Remember the Board of Supervisor’s denial of a family’s request to subdivide their land more times than the law allows? They’ve reversed themselves, Brandon Shulleeta writes in today’s Progress. Or, rather, the new, more conservative makeup of the board has reversed the prior board. The Matheny family has seventeen acres carved up as a family subdivision, and they used up all of their division rights. But they wanted to divide it one more time. They asked the BoS for permission, and the board said no, that rules is rules. Well, apparently rules isn’t rules. An exception was carved out here, not because of anything in particular about the family or the land in question, but just because the majority on the board board believes that the limit should be ignored.
Disclosure: I paid the Mathenys to drill a well for me last fall. In fact, they did great work, and I recommend ’em.
Couldn’t they have just put up the building without subdividing and then put the un-subdivided property into a trust with some sort of right of survivorship?
Last man standing gets the real estate. I mean it “is” supposed to be a “family” subdivision- why does the “family” need to get all legal and technical about everything. ;)
I wouldn’t be surprised if banks and financing had something to do with that Bob.
Also, I would hope/think the division rights limit is there to protect adjacent property owners. If someone can sub-divide and build houses for family members at will, then a neighbor could end up having a plot of 5 acres in the county packed with houses next door to them.
If *everyone* was reasonable and *everyone* took the approach of doing what was best for all, not just themselves, we wouldn’t need all these regulations, zoning, restrictions, etc. Unfortunately, we haven’t gotten to this sense of community yet.
The mythology of the American Indian provides an example of believing the land and what it provides as being for the good of all and not available to the enhancement and ownership of one.

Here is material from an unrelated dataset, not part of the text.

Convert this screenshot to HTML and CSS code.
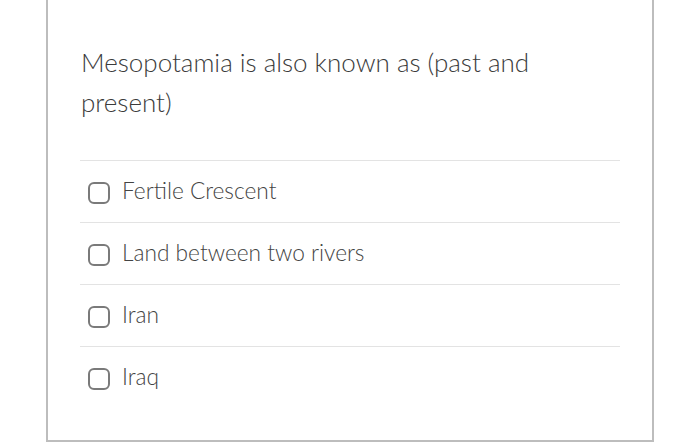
FILE: index.html
```html
<!DOCTYPE html>
<html>
<head>
<meta charset="utf-8">
<link rel="stylesheet" href="styles.css">
</head>
<body>
<div class="card">
  <div class="question">Mesopotamia is also known as (past and present)</div>
  <ul class="answers">
    <li class="answer"><span class="box"></span><span class="label">Fertile Crescent</span></li>
    <li class="answer"><span class="box"></span><span class="label">Land between two rivers</span></li>
    <li class="answer"><span class="box"></span><span class="label">Iran</span></li>
    <li class="answer"><span class="box"></span><span class="label">Iraq</span></li>
  </ul>
</div>
</body>
</html>
```
FILE: styles.css
```css
html, body {
  margin: 0;
  padding: 0;
  background: #fff;
}
body {
  font-family: Lato, "Open Sans", sans-serif;
  color: #3b3b3b;
}
.card {
  box-sizing: border-box;
  margin-left: 46px;
  width: 608px;
  height: 442px;
  border: 2px solid #bdbdbd;
  border-top: none;
  padding: 42px 32px 0 32px;
}
.question {
  font-size: 26px;
  font-weight: 300;
  line-height: 40px;
  padding-left: 1px;
  width: 470px;
  margin-bottom: 38px;
}
.answers {
  list-style: none;
  margin: 0;
  padding: 0;
}
.answer {
  box-sizing: border-box;
  height: 62px;
  border-top: 1px solid #e3e3e3;
  display: flex;
  align-items: center;
  padding-left: 8px;
  gap: 12px;
}
.box {
  box-sizing: border-box;
  width: 22px;
  height: 22px;
  border: 2px solid #7a7a7a;
  border-radius: 6px;
  margin-top: 2px;
}
.label {
  font-size: 22.7px;
  font-weight: 300;
  color: #444;
  padding-bottom: 3px;
}
```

I agree the BOS has opened up the door for an interpretation that a rule isn’t a rule if “common sense” suggests otherwise.
One person’s common sense is someone else’s ludicrous idea.
Since he’s appearing in C’ville tomorrow,
I’ll quote a John Prine lyric:
“It don’t make much sense
That common sense
Don’t make no sense
No more.”
I fully agree with you.
Want to see rural area development/sub-division a little out of whack- take a drive down Harris Creek Road (it’s on the way to First Colony Winery and Va Wineworks) or if you’re daring and have a 4 wheel drive (manditory for this road) down Daniel Morris Lane.
I imagine places like that are the reason for the County’s Zoning regulations.
@”your real name”- fair point, especially in this economic climate. I was just trying to think “outside of the box.”
The two requests for an additional family subdivision right had several things in common. First, while all of the division rights originally granted had already been used there were individual parcels (already in use) that were large enough to carve off the 2 acres required for rural development. Additionally, both families agreed to extend the period of time which the land would be required to be held by the family owner for a period of 15 years, which is the max allowed by the state. (note: the current county requirement is 4 years). The supervisors who voted for the proposal felt the 15 years was enough to insure the land would not be subdivided for a quick sale 4 years down the line.
On the other side, it was argued that changing the reluctance to allow these additional parcels to carved out when all the division rights were already used, could in effect add a significant number of 2 acre lots available for development in the rural area.
This isn’t the half of it… Apparently there is also a vast loophole exploited by developers in the rural area that allows them to dodge environmental regulations.
It works like this… a property owner wants to subdivide their property but is denied due to critical slope and stream buffers. Owner then decides instead to use the agricultural exemption to allow them to build “farm roads” and “farm ponds” disturbing stream buffers and critical slopes with wild abandon. They then wait a few years then reapply and then claim the roads and ponds as “pre-existing”.
You can see an egregious example of this at the intersection of plank rd. and 250. Many developers follow the rules voluntarily; however, IMHO I really think people that intentionally dodge the rules using exveptions for farming should have all their roads viewed functionally as if they do not exist, and thus need to remove uncompliant roads, repair grading to the original topography, daylight any streams they buried, and replant/restore stream buffers for at least 100 feet on either side including around their “farm ponds”.
As is, there is really almost nothing that stops the Mathenys or anyone else from turning the rural “family subdivision” into a real one given enough time thus gradually converting areas zoned rural into suburban areas, thus defeating the purpose of the zoning.
…and while people have claimed that family subdivisions are not abused, some Real Estate Agents encourage people to buy the properties and use family subdivision to get around the ordinances, like this one:
Furthermore, if you scan the rest of these listings you’ll see other properties listed ($1,000,000 ) with Land Use as listed as an amenity (With no suggestion at all that one might have to farm to get that tax break).